The notion of "information" is meant to be universal, so what looks like random--and therefore useless--bits to you may store a great deal of information to someone else. The measure of information is intended to be an intrinsic property of the string, and cannot depend on what does and doesn't make sense to you, and what you can and can't interpret.

Another (more technical) point that may help is that I'm being slightly disingenuous here. As Juho points out, information is defined relative to who's interpreting it. You may find the Swedish webpage completely useless as a vehicle for information, but someone who speaks Swedish may find it to have a great deal of information. The definition does reflect this. However, from the mathematics we can learn that the difference between the shortest (most informative for the space) webpage to communicate this website to you and the shortest webpage that can communicate it to someone who speaks Swedish can differ only by an additive constant. Why? Because for you, as a non-Swedish speaker, the shortest way to store the page that you can understand is "the first six integers repeated sequentially." This may be quite a bit longer than the Swedish. (Bear with me here and assume that Swedish is super short and efficient whereas English is very long and wasteful).

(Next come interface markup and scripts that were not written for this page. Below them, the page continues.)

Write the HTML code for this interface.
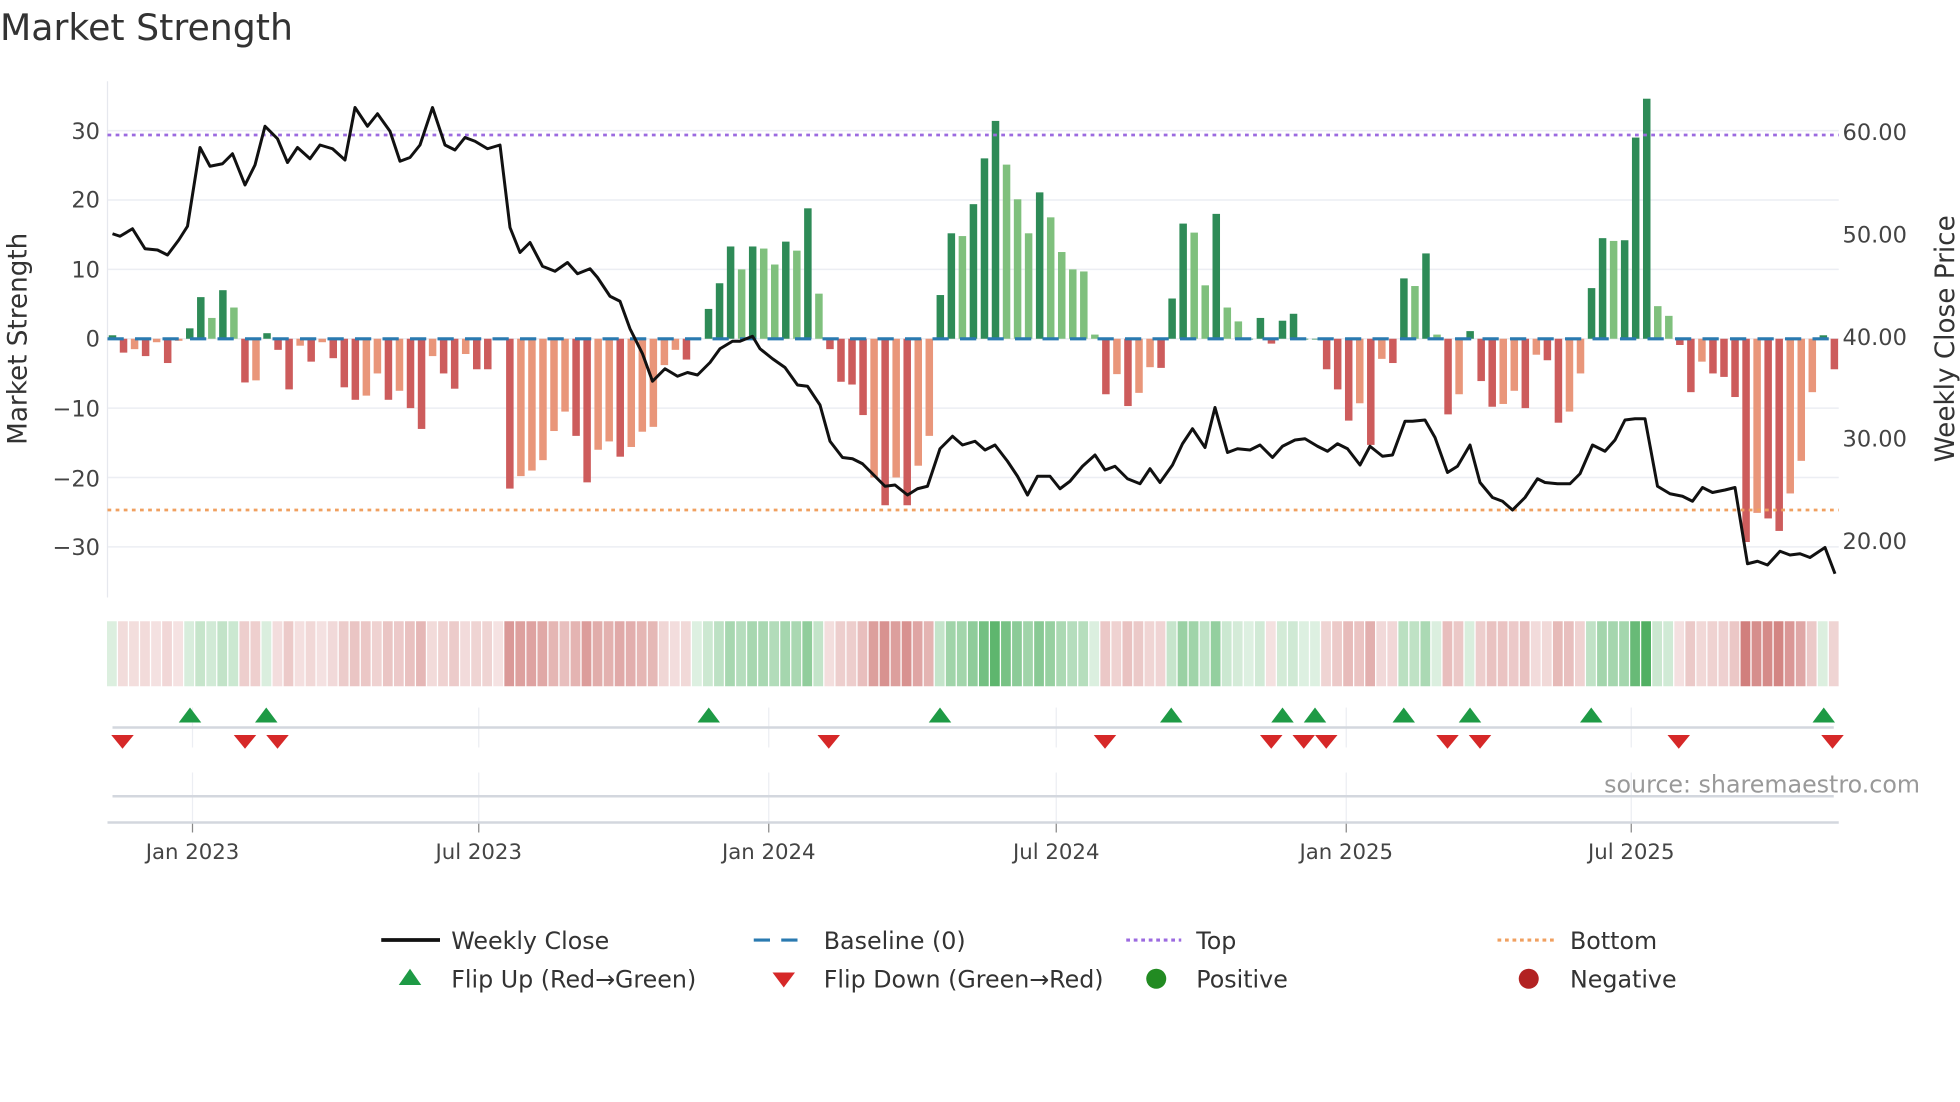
<!DOCTYPE html>
<html><head><meta charset="utf-8">
<style>
html,body{margin:0;padding:0;background:#fff;}
svg{display:block;}
text{font-family:"DejaVu Sans","Liberation Sans",sans-serif;}
</style></head>
<body>
<svg id="s" xmlns="http://www.w3.org/2000/svg" width="1960" height="1102" viewBox="0 0 1568 881.6">
<rect width="1568" height="882" fill="#fff"/>
<text x="0" y="32" font-size="29" fill="#333">Market Strength</text>
<g id="g"></g>
<text transform="translate(21,271) rotate(-90)" text-anchor="middle" font-size="21" fill="#333">Market Strength</text>
<text transform="translate(1563,271) rotate(-90)" text-anchor="middle" font-size="21" fill="#333">Weekly Close Price</text>
<g font-size="18" fill="#444" text-anchor="end">
<text x="80" y="111">30</text><text x="80" y="166">20</text><text x="80" y="222">10</text>
<text x="80" y="277">0</text><text x="80" y="333">−10</text><text x="80" y="389">−20</text><text x="80" y="444">−30</text>
</g>
<g font-size="18" fill="#444">
<text x="1474" y="112">60.00</text><text x="1474" y="194">50.00</text><text x="1474" y="276">40.00</text>
<text x="1474" y="357">30.00</text><text x="1474" y="439">20.00</text>
</g>
<g font-size="17" fill="#444" text-anchor="middle">
<text x="154" y="687">Jan 2023</text><text x="383" y="687">Jul 2023</text><text x="615" y="687">Jan 2024</text>
<text x="845" y="687">Jul 2024</text><text x="1077" y="687">Jan 2025</text><text x="1305" y="687">Jul 2025</text>
</g>
<text x="1536" y="634" font-size="19" fill="#999" text-anchor="end">source: sharemaestro.com</text>
<g font-size="19" fill="#333">
<line x1="305" y1="752" x2="352" y2="752" stroke="#111" stroke-width="3"/>
<text x="361" y="759">Weekly Close</text>
<line x1="603" y1="752" x2="646" y2="752" stroke="#2a7ab0" stroke-width="2.5" stroke-dasharray="13,9"/>
<text x="659" y="759">Baseline (0)</text>
<line x1="901" y1="752" x2="945" y2="752" stroke="#9c6be0" stroke-width="2.5" stroke-dasharray="3,3"/>
<text x="957" y="759">Top</text>
<line x1="1198" y1="752" x2="1243" y2="752" stroke="#f0a060" stroke-width="2.5" stroke-dasharray="3,3"/>
<text x="1256" y="759">Bottom</text>
<polygon points="319,788 337,788 328,775" fill="#1e9a45"/>
<text x="361" y="790">Flip Up (Red→Green)</text>
<polygon points="618,778 636,778 627,790" fill="#d62828"/>
<text x="659" y="790">Flip Down (Green→Red)</text>
<circle cx="925" cy="783" r="8" fill="#228b22"/>
<text x="957" y="790">Positive</text>
<circle cx="1223" cy="783" r="8" fill="#b22222"/>
<text x="1256" y="790">Negative</text>
</g>
</svg>
<script>
(function(){
var NS="http://www.w3.org/2000/svg",g=document.getElementById("g");
function el(t,a){var e=document.createElementNS(NS,t);for(var k in a)e.setAttribute(k,a[k]);g.appendChild(e);return e;}
[30,20,10,0,-10,-20,-30].forEach(function(v){var y=271-5.55*v;el("line",{x1:86,x2:1471,y1:y,y2:y,stroke:"#eceef3","stroke-width":1.2});});
el("line",{x1:86,x2:86,y1:65,y2:478,stroke:"#e6e8ee","stroke-width":1});
var B=[[0.5,0],[-2,0],[-1.5,1],[-2.5,0],[-0.5,1],[-3.5,0],[-0.3,1],[1.5,0],[6,0],[3,1],[7,0],[4.5,1],[-6.3,0],[-6,1],[0.8,0],[-1.6,0],[-7.3,0],[-1,1],[-3.3,0],[-0.5,1],[-2.8,0],[-7,0],[-8.8,0],[-8.2,1],[-5,1],[-8.8,0],[-7.5,1],[-10,0],[-13,0],[-2.5,1],[-5,0],[-7.2,0],[-2.2,1],[-4.4,0],[-4.4,0],[-0.2,1],[-21.6,0],[-19.8,1],[-19,1],[-17.5,1],[-13.3,1],[-10.5,1],[-14,0],[-20.7,0],[-16,1],[-14.8,1],[-17,0],[-15.6,1],[-13.4,1],[-12.7,1],[-3.8,1],[-1.6,1],[-3,0],[0.1,1],[4.3,0],[8,0],[13.3,0],[10,1],[13.3,0],[13,1],[10.7,1],[14,0],[12.7,1],[18.8,0],[6.5,1],[-1.5,0],[-6.2,0],[-6.6,0],[-11,0],[-20,1],[-24,0],[-20,1],[-24,0],[-18.3,1],[-14,1],[6.3,0],[15.2,0],[14.8,1],[19.4,0],
[26,0],[31.4,0],[25.1,1],[20.1,1],[15.2,1],[21.1,0],[17.5,1],[12.5,1],[10,1],[9.7,1],[0.6,1],[-8,0],[-5.1,1],[-9.7,0],[-7.8,1],[-4.1,1],[-4.2,0],[5.8,0],[16.6,0],[15.3,1],[7.7,1],[18,0],[4.5,1],[2.5,1],[0,0],[3,0],[-0.7,0],[2.6,0],[3.6,0],[0,0],[0,0],[-4.4,0],[-7.3,0],[-11.8,0],[-9.3,1],[-15.3,0],[-2.9,1],[-3.5,0],[8.7,0],[7.6,1],[12.3,0],[0.6,1],[-10.9,0],[-8,1],[1.1,0],[-6.1,0],[-9.8,0],[-9.4,1],[-7.5,1],[-10,0],[-2.3,1],[-3.1,0],[-12.1,0],[-10.5,1],[-5,1],[7.3,0],[14.5,0],[14.1,1],[14.2,0],[29,0],[34.6,0],[4.7,1],[3.3,1],[-0.9,0],[-7.7,0],[-3.3,1],[-5,0],[-5.5,0],[-8.4,0],[-29.3,0],[-25.1,1],[-25.9,0],[-27.7,0],[-22.3,1],[-17.6,1],[-7.7,1],[0.5,0],[-4.4,0]];
var n=B.length,dx=1377.5/(n-1);
B.forEach(function(b,i){var x=90+i*dx,v=b[0],y0=271,y1=271-5.55*v;
 var c=v>=0?(b[1]?"#7fc07d":"#2e8b57"):(b[1]?"#e9967a":"#cd5c5c");
 el("rect",{x:x-3,y:Math.min(y0,y1),width:6,height:Math.max(Math.abs(y1-y0),0.6),fill:c});
 var a=Math.min(0.16+Math.abs(v)/32*0.62,0.85);
 el("rect",{x:x-4.4,y:497,width:7.8,height:52,fill:v>=0?"#2ea043":"#c0504d","fill-opacity":a});
});
el("line",{x1:86,x2:1471,y1:271,y2:271,stroke:"#2a7ab0","stroke-width":2.5,"stroke-dasharray":"13,9"});
el("line",{x1:86,x2:1471,y1:108,y2:108,stroke:"#9c6be0","stroke-width":2.2,"stroke-dasharray":"3,3.5"});
el("line",{x1:86,x2:1471,y1:408,y2:408,stroke:"#f0a060","stroke-width":2.2,"stroke-dasharray":"3,3.5"});
var P="90,187 96,189 106,183 116,199 126,200 134,204 143,192 150,181 160,118 168,133 178,131 186,123 196,148 204,132 212,101 222,111 230,130 238,118 248,127 256,116 266,119 276,128 284,86 294,101 302,91 312,105 320,129 328,126 336,116 346,86 356,116 364,120 372,110 380,113 390,119 400,116 408,182 416,202 424,194 434,213 444,217 454,210 462,219 472,215 478,222 488,237 496,241 504,263 514,283 522,305 532,295 542,301 550,298 558,300 568,290 576,279 586,273 592,273 602,269 608,279 618,287 628,294 638,308 646,309 656,324 664,353 674,366 682,367 690,371 700,381 708,389 716,388 726,396 734,391 742,389 752,359 762,349 770,356 780,353 788,360 796,356 806,369 814,381 822,396 830,381 840,381 848,391 856,385 866,373 876,364 884,376 892,373 902,383 912,387 920,375 928,386 938,372 946,355 954,343 964,358 972,326 982,362 990,359 1000,360 1008,356 1018,366 1026,357 1036,352 1044,351 1054,357 1062,361 1070,355 1078,359 1088,372 1096,357 1106,365 1114,364 1124,337 1130,337 1140,336 1148,350 1158,378 1166,373 1176,356 1184,386 1194,398 1202,401 1210,408 1220,398 1230,383 1236,386 1246,387 1256,387 1264,379 1274,356 1284,361 1292,352 1300,336 1308,335 1316,335 1326,389 1336,395 1346,397 1354,401 1362,390 1370,394 1380,392 1388,390 1398,451 1406,449 1414,452 1424,441 1432,444 1440,443 1448,446 1460,438 1468,459";
el("polyline",{points:P,fill:"none",stroke:"#111","stroke-width":2.4,"stroke-linejoin":"round"});
[154,383,615,845,1077,1305].forEach(function(x){
 el("line",{x1:x,x2:x,y1:566,y2:598,stroke:"#eceef3","stroke-width":1});
 el("line",{x1:x,x2:x,y1:618,y2:658,stroke:"#eceef3","stroke-width":1});
 el("line",{x1:x,x2:x,y1:658,y2:666,stroke:"#888","stroke-width":1});
});
el("line",{x1:90,x2:1467,y1:582,y2:582,stroke:"#d3d7de","stroke-width":2});
el("line",{x1:90,x2:1467,y1:637,y2:637,stroke:"#d3d7de","stroke-width":2});
el("line",{x1:86,x2:1471,y1:658,y2:658,stroke:"#d3d7de","stroke-width":2});
[152,213,567,752,937,1026,1052,1123,1176,1273,1459].forEach(function(x){
 el("polygon",{points:(x-9)+",578 "+(x+9)+",578 "+x+",566",fill:"#1e9a45"});});
[98,196,222,663,884,1017,1043,1061,1158,1184,1343,1466].forEach(function(x){
 el("polygon",{points:(x-9)+",588 "+(x+9)+",588 "+x+",599",fill:"#d62828"});});
})();
</script>
</body></html>
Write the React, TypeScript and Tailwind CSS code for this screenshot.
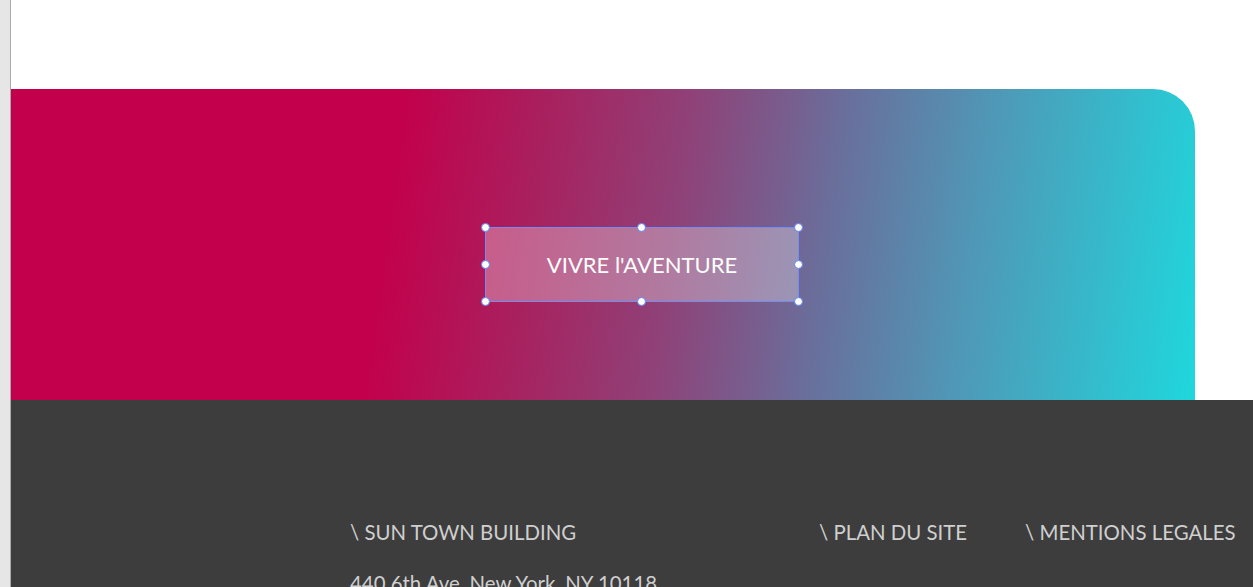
import React from "react";

const Handle = ({ className }: { className: string }) => (
  <span
    className={`absolute w-[9px] h-[9px] rounded-full bg-white border border-[#5b7ff0] ${className}`}
  />
);

export default function App() {
  return (
    <div
      className="flex w-[1253px] h-[587px] overflow-hidden bg-white"
      style={{ fontFamily: "Lato, 'Open Sans', sans-serif" }}
    >
      <div className="w-[11px] shrink-0 bg-[#e6e6e6] border-r border-[#a9a9a9]" />
      <div className="flex flex-col flex-1">
        <div className="h-[89px] shrink-0 bg-white" />
        <div
          className="h-[311px] shrink-0 w-[1184px] rounded-tr-[42px] pl-[474px] pt-[138px]"
          style={{
            background:
              "linear-gradient(98deg, #c3004b 0%, #c3004b 32%, #a8215f 44%, #8e4379 56%, #6a6e9b 68%, #4e9ab8 81%, #1fd7dd 100%)",
          }}
        >
          <div className="relative w-[314px] h-[75px] border border-[#6f8df5] bg-white/30 flex items-center justify-center">
            <span className="text-white text-[22px] leading-none pt-[1px]">
              VIVRE l'AVENTURE
            </span>
            <Handle className="-left-[5px] -top-[5px]" />
            <Handle className="left-[151px] -top-[5px]" />
            <Handle className="-right-[5px] -top-[5px]" />
            <Handle className="-left-[5px] top-[32px]" />
            <Handle className="-right-[5px] top-[32px]" />
            <Handle className="-left-[5px] -bottom-[5px]" />
            <Handle className="left-[151px] -bottom-[5px]" />
            <Handle className="-right-[5px] -bottom-[5px]" />
          </div>
        </div>
        <div className="flex-1 bg-[#3d3d3d] pt-[122px] text-[#cfcfcf] text-[20.4px] leading-none">
          <div className="flex">
            <div className="ml-[339px] w-[469px] flex flex-col gap-[31px]">
              <span>\ SUN TOWN BUILDING</span>
              <span>440 6th Ave, New York, NY 10118</span>
            </div>
            <span>\ PLAN DU SITE</span>
            <span className="ml-[58px]">\ MENTIONS LEGALES</span>
          </div>
        </div>
      </div>
    </div>
  );
}
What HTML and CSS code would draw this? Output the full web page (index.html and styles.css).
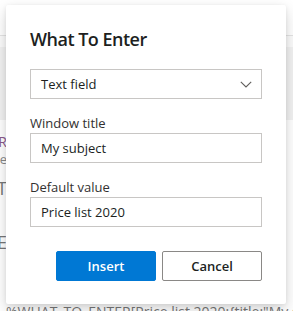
FILE: index.html
```html
<!DOCTYPE html>
<html>
<head>
<meta charset="utf-8">
<link rel="stylesheet" href="styles.css">
</head>
<body>
<div class="page">
  <div class="topbar"></div>
  <div class="subbar"></div>
  <div class="grayband"></div>
  <div class="frags">
    <div class="frag frag-r"><span>R</span></div>
    <div class="frag frag-he"><span>he</span></div>
    <div class="frag frag-t"><span>T</span></div>
    <div class="frag frag-e"><span>E</span></div>
  </div>
  <div class="codeline">%WHAT_TO_ENTER[Price list 2020;{title:"My su</div>
</div>

<div class="dialog" role="dialog">
  <h1 class="title">What To Enter</h1>
  <div class="select">
    <span>Text field</span>
    <svg class="chev" width="12" height="7" viewBox="0 0 12 7"><path d="M0.8 0.8 L6 6 L11.2 0.8" fill="none" stroke="#605e5c" stroke-width="1.1"/></svg>
  </div>
  <label class="label">Window title</label>
  <div class="input">My subject</div>
  <label class="label">Default value</label>
  <div class="input">Price list 2020</div>
  <div class="actions">
    <button class="btn btn-primary">Insert</button>
    <button class="btn btn-default">Cancel</button>
  </div>
</div>
</body>
</html>
```
FILE: styles.css
```css
html, body {
  margin: 0;
  padding: 0;
  background: #ffffff;
  width: 293px;
  height: 311px;
  overflow: hidden;
  font-family: "Open Sans", "Noto Sans", sans-serif;
  color: #323130;
}

.page {
  display: flex;
  flex-direction: column;
}

.topbar {
  height: 35px;
  border-bottom: 1px solid #e4e4e4;
  background: #ffffff;
}

.subbar {
  height: 11px;
  background: #fbfbfb;
}

.grayband {
  height: 73px;
  background: #f2f2f2;
}

.frags {
  display: flex;
  flex-direction: column;
}

.frag {
  width: 7px;
  display: flex;
  justify-content: flex-end;
  white-space: nowrap;
}

.frag-r {
  margin-top: 13px;
  font-size: 14px;
  line-height: 18px;
  color: #8c5a8c;
}

.frag-he {
  font-size: 13px;
  line-height: 16px;
  color: #888;
}

.frag-t {
  margin-top: 10px;
  font-size: 18px;
  line-height: 22px;
  color: #777;
}

.frag-e {
  margin-top: 32px;
  font-size: 18px;
  line-height: 22px;
  color: #777;
}

.codeline {
  margin-top: 50px;
  padding-left: 6px;
  font-size: 14px;
  line-height: 18px;
  color: #777;
  white-space: nowrap;
}

.dialog {
  position: absolute;
  left: 6px;
  top: 5px;
  width: 280px;
  box-sizing: border-box;
  padding: 20px 24px 23px;
  background: #ffffff;
  border-radius: 2px;
  box-shadow: 0 6px 16px rgba(0,0,0,0.16), 0 1px 4px rgba(0,0,0,0.08);
  display: flex;
  flex-direction: column;
}

.title {
  margin: 0;
  font-size: 18px;
  letter-spacing: -0.5px;
  line-height: 28px;
  font-weight: 600;
  color: #201f1e;
}

.select, .input {
  height: 30px;
  box-sizing: border-box;
  border: 1px solid #c8c6c4;
  font-size: 13px;
  display: flex;
  align-items: center;
  padding: 0 10px;
  color: #201f1e;
}

.select {
  margin-top: 16px;
  justify-content: space-between;
}

.chev {
  margin-right: -1px;
}

.label {
  margin-top: 14px;
  font-size: 13px;
  line-height: 20px;
  color: #323130;
}

.actions {
  margin-top: 24px;
  display: flex;
  justify-content: flex-end;
  gap: 6px;
}

.btn {
  width: 100px;
  height: 30px;
  box-sizing: border-box;
  font-family: inherit;
  font-size: 13px;
  font-weight: 600;
  border-radius: 2px;
  padding: 0;
}

.btn-primary {
  background: #0078d4;
  border: 1px solid #0078d4;
  color: #ffffff;
}

.btn-default {
  background: #ffffff;
  border: 1px solid #8a8886;
  color: #201f1e;
}
```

But even if you were able to speak Swedish, you'd only be able to cut an additive constant from the length! Why? Because you could always go buy a Swedish-English dictionary. Then the super-short Swedish webpages would make sense to you. Sure, they only make sense when you have the dictionary, but the dictionary has a constant length. So $$(\mbox{Most efficient representation of information in English}) \leq (\mbox{Most efficient representation in Swedish}) + (\mbox{Length of Swedish-English dictionary})$$. This is getting a bit off-topic from your original question, but the point I'm trying to make is that it doesn't matter too much who is reading the information. The random-looking Swedish webpage was not "useful" to you, but it's "useful" to someone else, and you're only a constant amount of information away from being able to make use of it yourself.